| Requirement |
Copy out all lines in the data below containing the string "styles".

# Start of Dataset section

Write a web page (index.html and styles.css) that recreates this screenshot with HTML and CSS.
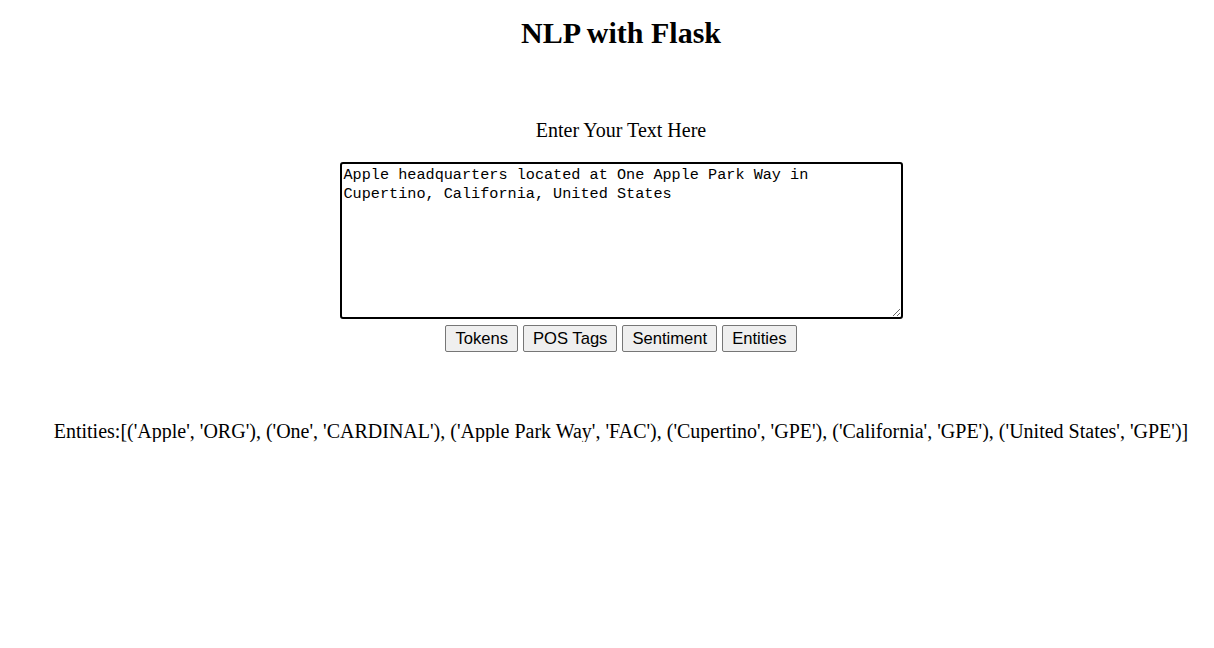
FILE: index.html
```html
<!DOCTYPE html>
<html>
<head>
<meta charset="utf-8">
<title>NLP with Flask</title>
<link rel="stylesheet" href="styles.css">
</head>
<body>
<div class="page">
  <h1 class="title">NLP with Flask</h1>
  <form class="form">
    <p class="label">Enter Your Text Here</p>
    <textarea class="input" spellcheck="false">Apple headquarters located at One Apple Park Way in
Cupertino, California, United States</textarea>
    <div class="buttons">
      <button type="button" class="btn">Tokens</button>
      <button type="button" class="btn">POS Tags</button>
      <button type="button" class="btn">Sentiment</button>
      <button type="button" class="btn">Entities</button>
    </div>
  </form>
  <p class="result">Entities:[('Apple', 'ORG'), ('One', 'CARDINAL'), ('Apple Park Way', 'FAC'), ('Cupertino', 'GPE'), ('California', 'GPE'), ('United States', 'GPE')]</p>
</div>
</body>
</html>
```

FILE: styles.css
```css
html { overflow: hidden; background: #fff; }
body {
  margin: 0;
  font-family: "Liberation Serif", "Times New Roman", serif;
  color: #000;
}
.page {
  width: 1226px;
  margin: 0 8px;
  text-align: center;
}
.title {
  font-size: 30px;
  font-weight: bold;
  margin: 0;
  padding-top: 15px;
  line-height: 36px;
}
.form {
  margin: 0;
  padding-top: 68px;
  display: flex;
  flex-direction: column;
  align-items: center;
}
.label {
  font-size: 20px;
  line-height: 22px;
  margin: 0 0 21px 0;
}
.input {
  width: 563px;
  height: 157px;
  box-sizing: border-box;
  border: 2px solid #000;
  border-radius: 3px;
  padding: 2px 2px;
  font-family: "Liberation Mono", "DejaVu Sans Mono", monospace;
  font-size: 15.2px;
  line-height: 19px;
  color: #000;
  resize: both;
  margin: 0;
  outline: none;
}
.buttons {
  display: flex;
  gap: 5px;
  margin-top: 6px;
}
.btn {
  font-family: "Liberation Sans", Arial, sans-serif;
  font-size: 16.6px;
  height: 27px;
  padding: 0 9px;
  background: #efefef;
  border: 1px solid #767676;
  border-radius: 2px;
  color: #000;
}
.result {
  font-size: 20px;
  line-height: 22px;
  margin: 68px 0 0 0;
  white-space: nowrap;
}
```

# End of Dataset section

| The result |
Write a web page (index.html and styles.css) that recreates this screenshot with HTML and CSS.
<link rel="stylesheet" href="styles.css">
FILE: styles.css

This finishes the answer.